Succinctly, developers need an aggregated view of all the sources of issues to help them to find the root cause of the problem quickly. That will reduce the MTTR for fixing the pre-production issues and keep the pre-production environments functional and stable.
The nature of a typical CI/CD environment is that builds, tests, and deployments run full throttle, and the demand of quick turnaround to troubleshoot, fix, and redeploy is key to optimizing the CI/CD process. DevOps environments generate an overload of logs. Information overload can make root cause analysis (RCA) a nightmare. Hours, if not days, are spent manually in troubleshooting issues, especially when they manage to creep into the production environment. Often, it is not the lack of logs or metrics data or traces or information in general, but it is indeed a problem of excess.

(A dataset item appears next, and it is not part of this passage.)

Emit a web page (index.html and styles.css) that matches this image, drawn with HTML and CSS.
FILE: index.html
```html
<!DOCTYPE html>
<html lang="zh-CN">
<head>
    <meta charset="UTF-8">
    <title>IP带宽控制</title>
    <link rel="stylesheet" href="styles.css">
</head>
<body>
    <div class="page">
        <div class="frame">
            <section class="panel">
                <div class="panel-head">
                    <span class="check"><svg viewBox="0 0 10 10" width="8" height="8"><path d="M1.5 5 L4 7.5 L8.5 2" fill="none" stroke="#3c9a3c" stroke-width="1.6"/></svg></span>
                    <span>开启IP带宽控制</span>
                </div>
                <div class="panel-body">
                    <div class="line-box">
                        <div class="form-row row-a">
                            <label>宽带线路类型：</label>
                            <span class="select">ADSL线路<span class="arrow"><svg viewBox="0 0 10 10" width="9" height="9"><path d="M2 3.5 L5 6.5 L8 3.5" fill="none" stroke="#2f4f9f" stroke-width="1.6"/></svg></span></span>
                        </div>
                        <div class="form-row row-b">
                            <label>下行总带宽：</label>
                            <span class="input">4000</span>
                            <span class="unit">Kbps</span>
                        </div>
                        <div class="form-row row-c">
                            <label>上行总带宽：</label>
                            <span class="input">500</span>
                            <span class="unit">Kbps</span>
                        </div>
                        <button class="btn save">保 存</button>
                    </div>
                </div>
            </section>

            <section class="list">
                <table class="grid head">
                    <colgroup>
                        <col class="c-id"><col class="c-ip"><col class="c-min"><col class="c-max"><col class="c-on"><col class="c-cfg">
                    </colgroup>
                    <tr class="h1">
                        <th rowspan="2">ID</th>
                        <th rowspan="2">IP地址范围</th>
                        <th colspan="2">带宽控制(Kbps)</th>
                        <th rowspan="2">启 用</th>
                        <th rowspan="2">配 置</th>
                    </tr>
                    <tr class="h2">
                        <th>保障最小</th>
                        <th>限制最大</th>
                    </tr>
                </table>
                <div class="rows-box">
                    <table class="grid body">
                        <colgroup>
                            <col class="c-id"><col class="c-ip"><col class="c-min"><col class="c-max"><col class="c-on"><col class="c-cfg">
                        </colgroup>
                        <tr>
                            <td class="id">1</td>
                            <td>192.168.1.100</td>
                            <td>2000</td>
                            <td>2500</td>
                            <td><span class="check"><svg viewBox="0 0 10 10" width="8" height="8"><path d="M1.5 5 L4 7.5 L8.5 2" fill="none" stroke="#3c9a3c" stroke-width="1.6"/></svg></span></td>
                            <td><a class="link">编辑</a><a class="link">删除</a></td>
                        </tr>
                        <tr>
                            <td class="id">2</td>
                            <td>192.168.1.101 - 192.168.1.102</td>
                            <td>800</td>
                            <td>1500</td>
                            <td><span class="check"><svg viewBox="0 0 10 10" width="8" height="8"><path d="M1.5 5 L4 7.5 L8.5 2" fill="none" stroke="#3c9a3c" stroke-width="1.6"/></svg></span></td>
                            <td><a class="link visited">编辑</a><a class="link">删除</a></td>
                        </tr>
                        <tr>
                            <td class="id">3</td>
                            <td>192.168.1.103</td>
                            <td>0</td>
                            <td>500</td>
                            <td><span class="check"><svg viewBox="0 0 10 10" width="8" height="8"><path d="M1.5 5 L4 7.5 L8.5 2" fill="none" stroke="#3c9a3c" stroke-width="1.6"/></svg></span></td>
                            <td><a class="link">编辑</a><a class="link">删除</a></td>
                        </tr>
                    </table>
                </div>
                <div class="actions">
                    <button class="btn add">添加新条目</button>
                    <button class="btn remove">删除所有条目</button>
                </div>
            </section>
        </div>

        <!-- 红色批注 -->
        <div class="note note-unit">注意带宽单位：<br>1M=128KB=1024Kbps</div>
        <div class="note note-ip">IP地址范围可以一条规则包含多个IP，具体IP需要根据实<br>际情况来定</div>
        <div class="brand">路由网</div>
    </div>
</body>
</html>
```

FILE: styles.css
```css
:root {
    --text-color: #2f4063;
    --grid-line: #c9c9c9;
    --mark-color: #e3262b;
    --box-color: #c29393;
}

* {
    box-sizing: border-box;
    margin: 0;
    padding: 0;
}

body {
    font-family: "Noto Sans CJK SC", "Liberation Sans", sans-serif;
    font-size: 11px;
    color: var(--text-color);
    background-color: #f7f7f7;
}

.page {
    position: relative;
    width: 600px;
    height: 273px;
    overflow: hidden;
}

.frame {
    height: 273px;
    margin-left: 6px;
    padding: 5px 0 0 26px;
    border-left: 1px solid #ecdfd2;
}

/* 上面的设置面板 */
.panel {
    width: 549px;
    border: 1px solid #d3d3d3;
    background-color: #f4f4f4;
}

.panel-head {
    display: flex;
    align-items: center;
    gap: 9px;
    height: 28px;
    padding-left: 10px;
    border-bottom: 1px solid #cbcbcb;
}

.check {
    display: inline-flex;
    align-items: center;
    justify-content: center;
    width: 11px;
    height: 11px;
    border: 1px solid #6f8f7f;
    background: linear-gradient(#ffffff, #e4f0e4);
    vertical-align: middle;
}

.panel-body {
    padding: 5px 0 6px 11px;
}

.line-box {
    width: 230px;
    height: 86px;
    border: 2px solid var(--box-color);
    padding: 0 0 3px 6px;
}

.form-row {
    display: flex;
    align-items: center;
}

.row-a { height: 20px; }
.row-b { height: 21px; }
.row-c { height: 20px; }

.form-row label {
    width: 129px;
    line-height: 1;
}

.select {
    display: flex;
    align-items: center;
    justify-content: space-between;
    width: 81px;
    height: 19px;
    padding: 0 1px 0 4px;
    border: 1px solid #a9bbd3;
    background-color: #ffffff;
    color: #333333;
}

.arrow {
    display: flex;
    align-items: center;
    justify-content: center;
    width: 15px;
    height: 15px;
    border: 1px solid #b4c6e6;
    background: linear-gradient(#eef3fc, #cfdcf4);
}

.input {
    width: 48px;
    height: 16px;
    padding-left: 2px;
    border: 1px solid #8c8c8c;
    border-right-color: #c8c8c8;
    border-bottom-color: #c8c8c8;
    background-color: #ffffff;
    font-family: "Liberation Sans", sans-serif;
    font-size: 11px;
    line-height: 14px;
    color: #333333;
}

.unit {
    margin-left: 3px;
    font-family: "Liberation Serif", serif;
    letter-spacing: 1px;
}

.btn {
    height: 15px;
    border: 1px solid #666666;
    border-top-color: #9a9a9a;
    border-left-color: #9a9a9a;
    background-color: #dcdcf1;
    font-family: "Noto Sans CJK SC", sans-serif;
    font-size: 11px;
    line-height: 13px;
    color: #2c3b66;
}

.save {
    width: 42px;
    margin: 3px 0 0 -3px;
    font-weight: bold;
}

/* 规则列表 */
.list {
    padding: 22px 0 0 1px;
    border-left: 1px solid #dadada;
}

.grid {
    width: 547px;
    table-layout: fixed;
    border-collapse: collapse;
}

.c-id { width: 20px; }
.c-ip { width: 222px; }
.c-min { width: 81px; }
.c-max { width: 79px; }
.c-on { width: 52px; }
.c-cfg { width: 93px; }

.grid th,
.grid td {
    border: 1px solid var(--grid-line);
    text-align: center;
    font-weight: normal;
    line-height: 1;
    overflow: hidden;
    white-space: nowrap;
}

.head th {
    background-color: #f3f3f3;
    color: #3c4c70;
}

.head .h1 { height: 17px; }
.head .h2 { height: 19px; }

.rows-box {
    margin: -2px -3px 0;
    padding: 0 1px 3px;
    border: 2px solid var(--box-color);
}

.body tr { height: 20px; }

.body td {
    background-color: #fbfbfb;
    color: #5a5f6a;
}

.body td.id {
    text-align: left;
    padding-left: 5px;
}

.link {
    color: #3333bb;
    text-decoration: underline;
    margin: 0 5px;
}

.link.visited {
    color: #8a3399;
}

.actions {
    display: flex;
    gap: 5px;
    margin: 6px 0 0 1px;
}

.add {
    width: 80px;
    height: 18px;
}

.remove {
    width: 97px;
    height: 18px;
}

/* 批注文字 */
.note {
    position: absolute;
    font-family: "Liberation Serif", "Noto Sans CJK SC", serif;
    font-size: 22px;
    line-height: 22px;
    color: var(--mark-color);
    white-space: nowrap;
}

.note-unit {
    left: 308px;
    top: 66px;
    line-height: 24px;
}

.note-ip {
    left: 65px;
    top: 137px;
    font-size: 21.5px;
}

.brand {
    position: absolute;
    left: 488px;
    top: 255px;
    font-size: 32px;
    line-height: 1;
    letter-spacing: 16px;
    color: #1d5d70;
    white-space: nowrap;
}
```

Sifting through the noise, maze of alerts, warnings, and irrelevant logs to focus on the “errors that matter” in quick time is crucial to convergence on a root cause.
Complexity is costly, as it drains productivity and quality
Side note: In many cases, pre-production environments only require monitoring when there are code promotion events. Personally, I don’t see a need to keep collecting logs 24/7 if those environments are used only once or twice per day to validate code commits. To do this, we need an observability solution to collect the relevant logs and metrics only when we really need them to debug the CI/CD pipeline issues, including the test issues.

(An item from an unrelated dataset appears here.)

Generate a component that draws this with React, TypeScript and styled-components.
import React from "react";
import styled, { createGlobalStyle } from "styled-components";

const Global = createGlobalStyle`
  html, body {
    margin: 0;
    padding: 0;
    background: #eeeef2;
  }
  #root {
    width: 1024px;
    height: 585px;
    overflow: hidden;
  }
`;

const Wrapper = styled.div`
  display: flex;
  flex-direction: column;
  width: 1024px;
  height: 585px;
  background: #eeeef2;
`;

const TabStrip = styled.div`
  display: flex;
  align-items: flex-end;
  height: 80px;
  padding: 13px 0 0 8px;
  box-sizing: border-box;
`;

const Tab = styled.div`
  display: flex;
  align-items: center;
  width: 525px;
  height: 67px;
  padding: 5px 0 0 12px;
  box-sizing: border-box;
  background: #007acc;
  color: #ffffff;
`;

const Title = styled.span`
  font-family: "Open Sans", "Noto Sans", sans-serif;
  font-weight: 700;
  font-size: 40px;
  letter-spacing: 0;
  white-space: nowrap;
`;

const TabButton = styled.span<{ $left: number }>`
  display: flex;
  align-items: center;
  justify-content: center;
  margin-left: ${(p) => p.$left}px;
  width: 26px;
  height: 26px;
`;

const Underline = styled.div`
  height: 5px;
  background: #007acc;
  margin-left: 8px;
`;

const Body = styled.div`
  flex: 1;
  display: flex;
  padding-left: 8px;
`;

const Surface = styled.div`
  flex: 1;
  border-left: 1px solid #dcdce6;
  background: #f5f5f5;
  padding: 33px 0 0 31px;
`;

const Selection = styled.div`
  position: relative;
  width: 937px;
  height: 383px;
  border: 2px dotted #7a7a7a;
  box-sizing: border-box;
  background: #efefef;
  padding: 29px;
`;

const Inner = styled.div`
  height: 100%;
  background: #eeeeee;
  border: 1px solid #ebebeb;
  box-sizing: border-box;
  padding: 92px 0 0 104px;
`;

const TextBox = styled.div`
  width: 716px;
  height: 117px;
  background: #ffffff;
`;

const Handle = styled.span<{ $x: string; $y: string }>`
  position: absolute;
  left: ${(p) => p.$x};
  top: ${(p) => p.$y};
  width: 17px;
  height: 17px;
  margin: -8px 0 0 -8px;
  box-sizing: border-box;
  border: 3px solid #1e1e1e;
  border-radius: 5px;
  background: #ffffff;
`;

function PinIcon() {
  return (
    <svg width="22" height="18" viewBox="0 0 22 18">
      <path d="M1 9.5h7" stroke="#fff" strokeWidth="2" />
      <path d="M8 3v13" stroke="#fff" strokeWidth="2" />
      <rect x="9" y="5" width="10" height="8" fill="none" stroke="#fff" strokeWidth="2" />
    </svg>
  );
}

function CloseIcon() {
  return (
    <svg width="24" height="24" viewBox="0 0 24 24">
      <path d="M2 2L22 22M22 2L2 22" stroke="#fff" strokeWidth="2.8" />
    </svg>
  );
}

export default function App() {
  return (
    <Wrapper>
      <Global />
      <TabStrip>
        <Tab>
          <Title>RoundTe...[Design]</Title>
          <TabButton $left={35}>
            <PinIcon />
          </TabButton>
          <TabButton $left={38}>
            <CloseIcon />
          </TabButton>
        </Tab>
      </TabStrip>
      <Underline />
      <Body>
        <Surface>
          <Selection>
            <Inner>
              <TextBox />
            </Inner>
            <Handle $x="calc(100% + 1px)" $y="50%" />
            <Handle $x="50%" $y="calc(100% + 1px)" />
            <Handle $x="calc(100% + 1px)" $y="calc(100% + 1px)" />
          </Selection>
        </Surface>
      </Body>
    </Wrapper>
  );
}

Introducing CloudBees Release Orchestration SaaS (formerly ReleaseIQ):
This is why we started RO SaaS, to bridge the gap between these areas and solve real-world problems for product teams.
CloudBees Release Orchestration SaaS’s intelligent, people-centric software delivery platform is designed to do exactly that. Our platform unifies the CI/CD with observability to provide the ability to developers and testers to fix the build, deploy, and test failures quickly, which results in higher productivity and release efficiency.
CloudBees Release Orchestration SaaS’s
Build pipelines quickly with the no-code, drag-and-drop pipeline orchestrator, which provides end-to-end visibility into the release status of each commit and build that goes into production by foreseeing potential roadblocks—and helping teams take timely action to avoid delays in software releases..
Maintain pipeline integrity with intelligent root cause analysis, allowing both developers and DevOps engineers to rapidly orchestrate CI/CD pipelines with customized workflows and processes by seamlessly integrating with their SDLC tools.
Ensure pipeline operation with end-to-end process visibility that offers role-based productivity dashboards which enable tracking and measuring performance across teams. Improve organizational governance with enterprise-class BI visualizations.
Get the right information to the right team members with role-based productivity dashboards that provide integrated, AI-driven troubleshooting capability, which brings insights into every step of the release process for build, deploy, and test failures. Leveraging the root cause traceability will improve engineering efficiency and productivity.
This results in faster deployment, shorter lead time for new features, faster service restoration, and lower change failure rate.